An awakener from the US Journal Science. It just published the findings from an orbital observatory called the Wilkinson Microwave Anisotropy Microwave (WMAP) that should shaken human certainties. The WMAP spacecraft sits about 1 million miles (1.5 million kilometers) from Earth and hovers around a point of gravitational stability between the Earth and Sun.
Here is the summary of those findings:

1. Our vision of the cosmos erupted some 13.7 bilion years ago when the big bang launched the dimensions of time, space and matter. Those dimensions are the building blocks whereupon we build our vision. In other words, those dimensions starting from their eruption with the big bang will follow a path of continuity that shape the observation opportunity of our human scientific investigation. Seen from the opposite point of their eruption, that means from our present day position, those dimensions offer us the opportunity to go back in time till their originating point but not an iota further.

2. Based on observations of a million galaxies and further deductions, WMAP helped astronomers determine the composition of our cosmos:

2.1. Hard visible material: 4 %
This is real matter in the form of atoms.
- Total galaxies: 200 billion. This is 1/200,000th of what the probe surveyed!
- Each galaxy contains 200 billion stars.
2.2. Dark matter: 23 %
This should be another substance that outweights all the atoms in the hard visible material but as of today, nobody has the slightest clue about what this stuff could be, thus the name dark matter.
2.3. Dark energy: 73 %
This force seems to expand the universe at an accelerating rate. Again nobody has the slightest clue what this energy could be, thus the name dark energy but what seems sure is that the basic features of inflationary cosmology fit with observational data.

3. Our universe should be expanding at a rate of 71 km per second per megaparsec (3.26 light years).
The accepted speed of light is 186,000 miles (300,000 kilometers) per second giving a light-year as about 6 trillion miles (9.66 trillion km). Our universe's expansion should thus be approximately 1 km per 31 trillion km (1 mil per 19.5 trillion miles).
An image of a faint galaxy referred to as "Sharon," was taken with NASA's Hubble Space Telescope and reported last year as being 12.5 billion light-years away. That distance is equivalent to looking back in time to about 600 million years after the Big Bang. Some astronomers calculated that our expanding universe is in the from of a football. The light we see represents activity that occurred very long ago, thus we deduce that our universal football has a maximum radius in the range of 13 billion light years. So the expansion of our universe would thus be some 283,000 km per second! Whow.
To put this information into perspective, let us remember that OUR galaxy contains about 100 billion stars, most of which are concentrated in a thin disk about 100,000 light-years across and 3,000 light-years thick.

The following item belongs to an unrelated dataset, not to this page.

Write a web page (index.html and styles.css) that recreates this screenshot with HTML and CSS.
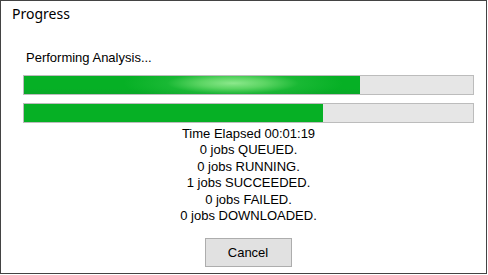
FILE: index.html
```html
<!DOCTYPE html>
<html>
<head>
<meta charset="utf-8">
<link rel="stylesheet" href="styles.css">
</head>
<body>
<div class="window">
  <div class="titlebar">Progress</div>
  <div class="content">
    <div class="label">Performing Analysis...</div>
    <div class="bar"><div class="fill fill-glow" style="width:336px"></div></div>
    <div class="bar bar2"><div class="fill" style="width:299px"></div></div>
    <div class="status">
      <div>Time Elapsed 00:01:19</div>
      <div>0 jobs QUEUED.</div>
      <div>0 jobs RUNNING.</div>
      <div>1 jobs SUCCEEDED.</div>
      <div>0 jobs FAILED.</div>
      <div>0 jobs DOWNLOADED.</div>
    </div>
    <div class="actions"><button class="btn">Cancel</button></div>
  </div>
</div>
</body>
</html>
```

FILE: styles.css
```css
html, body {
  margin: 0;
  padding: 0;
  background: #ffffff;
}
.window {
  box-sizing: border-box;
  width: 487px;
  height: 274px;
  border: 1px solid #434343;
  background: #ffffff;
  display: flex;
  flex-direction: column;
}
.titlebar {
  height: 30px;
  padding-left: 11px;
  font-family: "Noto Sans", "Open Sans", sans-serif;
  font-size: 14px;
  line-height: 26px;
  color: #000;
}
.content {
  display: flex;
  flex-direction: column;
  padding: 0 12px 0 22px;
  font-family: "Liberation Sans", Arial, sans-serif;
  font-size: 13px;
  color: #000;
}
.label {
  margin-top: 20px;
  padding-left: 3px;
  line-height: 14px;
  height: 14px;
}
.bar {
  box-sizing: border-box;
  margin-top: 10px;
  width: 451px;
  height: 20px;
  border: 1px solid #bcbcbc;
  background: #e6e6e6;
  display: flex;
}
.bar2 {
  margin-top: 8px;
}
.fill {
  height: 100%;
  background: #06b025;
}
.fill-glow {
  background:
    radial-gradient(ellipse 110px 18px at 209px 40%, rgba(140,232,140,1), rgba(120,225,120,0.75) 30%, rgba(60,200,80,0.35) 60%, rgba(6,176,37,0) 100%),
    linear-gradient(to bottom, #06b025 0%, #06b025 70%, #0aa728 100%);
}
.status {
  width: 451px;
  margin-top: 3px;
  text-align: center;
  line-height: 16.4px;
}
.actions {
  width: 451px;
  display: flex;
  justify-content: center;
  margin-top: 14px;
}
.btn {
  box-sizing: border-box;
  width: 87px;
  height: 29px;
  margin-left: -1px;
  border: 1px solid #adadad;
  background: #e1e1e1;
  font-family: "Liberation Sans", Arial, sans-serif;
  font-size: 13px;
  color: #000;
  padding: 0;
}
```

Think about it, what are we in all of this?
This question induces philosophical ruminations but what about its more direct implications on our human collective conscience? Our knowledge about our universe has dramatically increased these last decades and more and more we look at ourselves from a more distant perspective. We see ourselves in a bind and without any way out of all and everything on earth which somehow imposes a deeper form of social bond but simultaneously our increased knowledge and transformed conscience gives us more individual latitude to interpret reality. It seems thus that 2 opposing trends are at work: deeper social bonding and increased individualism. Common logic would have that such an opposition would lead to annihilation or at least to weakening but I think that the opposite is most likely to occur. For one, I think that more knowledge does not mean that knowledge will be able to explain everything and the recognition of this very limit will lead to more openness, to more acceptance of a different view. Secondly, stronger bonding does not necessarily imply uniformization, on the contrary, it is more likely to foster more tolerance for the search of explanations and thus more tolerant of differenciation.

The implications for art and design are enormous. I'll try to come back to this subject within the next few days.